When I was small those days there was this contraption that was attached to bicycle wheels so that it turned as the bicycle moved and produced light with the headlamp. That device contained magnet; I thought that it was the same technology that was improved and called Magniwork.
It is so funny all this talk about Magniwork when you seem to be promoting what you are criticizing. I clicked on the link from this site and low and behold there was a video of the product which is a Sky News report with pictures of the so called scammers being interviewed, so it is not only you and Google who are promoting Magniwork, even Sky news does too. And I promote it as an affiliate. I even plan to buy it. In short I do not know what to make of your report, could you please find people who have bought the product and found it wanting?
Just back from Clickbank where I analyzed Maginwork and found that it has a refund rate of about 20%. That is impressive for a scam product, don’t you think?
Don’t get me wrong, I am just trying to make sure that you are right in your claims. I do not know whether what you say or what the owners of Magniwork say are true or not.
I am curious.
A refund rate of 20% is almost unheard of high. I sell products myself, and my refund rate is zero. I am friends with many internet marketers, and the typical rates are all below 1%.
A 20% refund rate is pretty much the highest rate possible, as most people are too bothered to refund stuff, heck 50% of people buying a product never even open it.

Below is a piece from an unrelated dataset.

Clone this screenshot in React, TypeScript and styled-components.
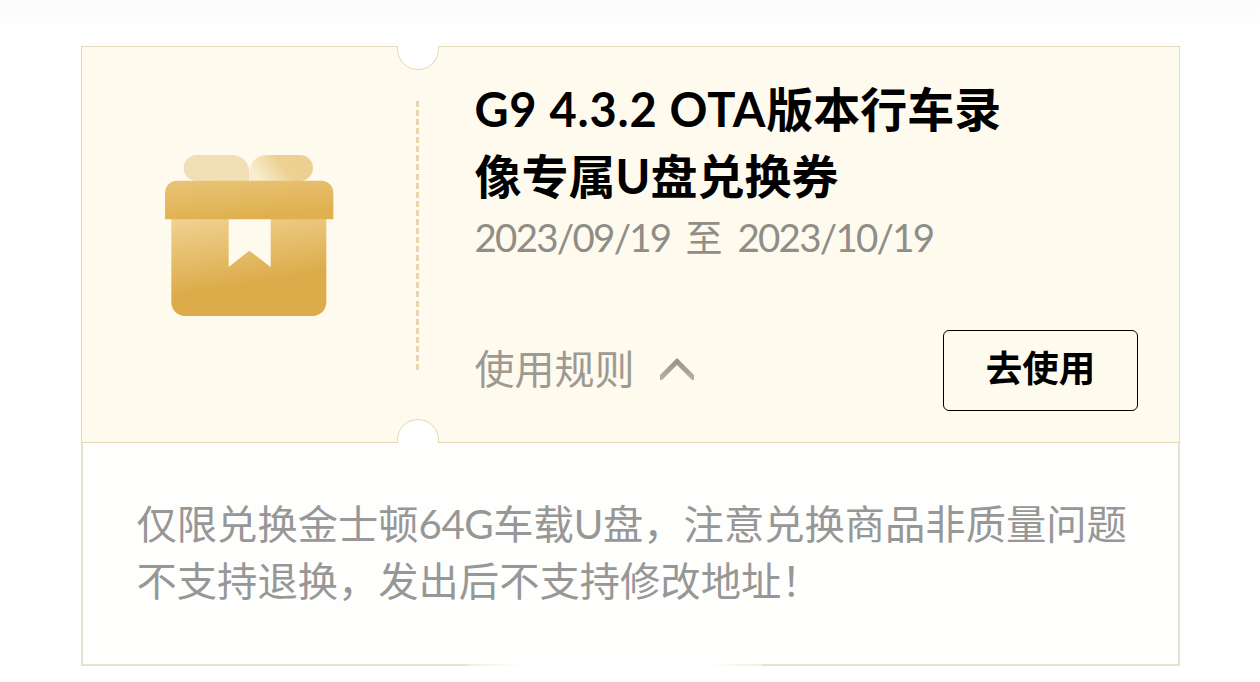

As for the dude in the story. What you don’t know is that the guy in the story is famous in Macedonia. His father is a famous surgeon, and his brother is the best-selling rapper/rnb artist. Google for music videos from “vrcak”, its vrcakovski’s brother. A lot of his videos involve flaunting wealth and fancy cars. You can consider contacting macedonian media with this story, they might show interest.
Search YouTube results for “free energy” with Magniwork spam filtered out:
http://www.tinyurl.com/antimagniwork
Can you please explain to me the relationship between the magniwork and the news article out of Australia featuring the two gentleman that created a magnetic motor?
Just want you guy’s to know that My Father purchased this and did not recieve it…. THey did not respond to e-mails so he decided to get a refund!!!